This commit is contained in:
Joey Hess 2021-12-01 13:38:47 -04:00
parent b7976e08f0
commit d4e99d902b
No known key found for this signature in database
GPG key ID: DB12DB0FF05F8F38

View file

@ -0,0 +1,56 @@
[[!comment format=mdwn
username="joey"
subject="""comment 2"""
date="2021-12-01T17:05:14Z"
content="""
What's happening is Utility.LockFile.PidLock.tryLock
calls trySideLock and in these failure cases,
that returns Nothing, because another thread also happens to
have taken the sidelock.
Due to the concurrency, the pid lock file always already exists, so
linkToLock fails. When it is able to take the side lock, it treats this as
a stale pid lock file situation, and takes over the pid lock.
(This could also affect other locks than transfer locks, potentially.)
One way to solve it would be to use a LockPool instead to take the side
lock. Then multiple concurrent threads could all lock the side lock.
Or, it could special case when the pid in the pid lock file is the same as
the current pid, and handle it in the lock file take over code.
----
Now, annex.pidlock is supposed to be a big top-level lock, which is used
instead of the fine-grained locking. What if 2 threads are each wanting
to take a lock before operating on the same resource? If either of the
solutions above is implemented, then both threads will "succeed" at locking
even though it's a shared pidlock. Which could result in any undefined
behavior.
And, in all the cases where it does *not* fail to take the transfer lock,
but instead takes over the pid lock, we're perilously close to such a thing
happening! The only reason it's not a problem, in the case of transfers
is that OnlyActionOn is used and prevents two threads transferring the same
key. (Also used for dropping etc.)
But this makes me worry that using annex.pidlock with concurrency enabled
is flirting with disaster, and perhaps it should refuse to use concurrency
to avoid such potential problems. Unless there's a way to avoid them
entirely.
Hmm.. Normally all locking in git-annex uses LockPool, which
handles inter-process locking. If LockPool is used, one of those 2 threads
will win at the lock and the other one will wait for it. But,
Annex.LockPool.PosixOrPid.tryPidLock/pidLock do not use LockPool
for fine-grained locking when pid locking is enabled.

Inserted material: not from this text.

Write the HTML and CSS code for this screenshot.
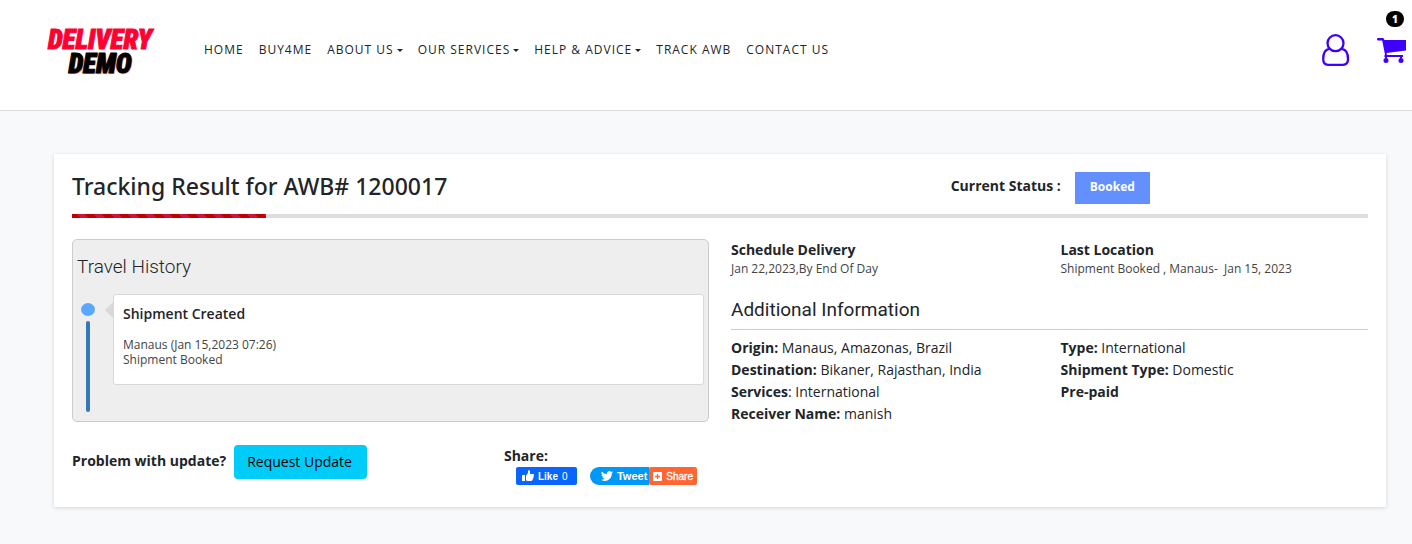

So, I think it's potentially buggy in the unsafe direction of letting
2 threads "lock" the same resource, as well as in the safe direction of
sometimes unncessarily failing. Both need to be fixed.
I am leaning toward a process only taking the pid lock once and holding it
until exit, with LockPool used to make that thread safe. And add fine grained
locking using LockPool when doing pid locking.
"""]]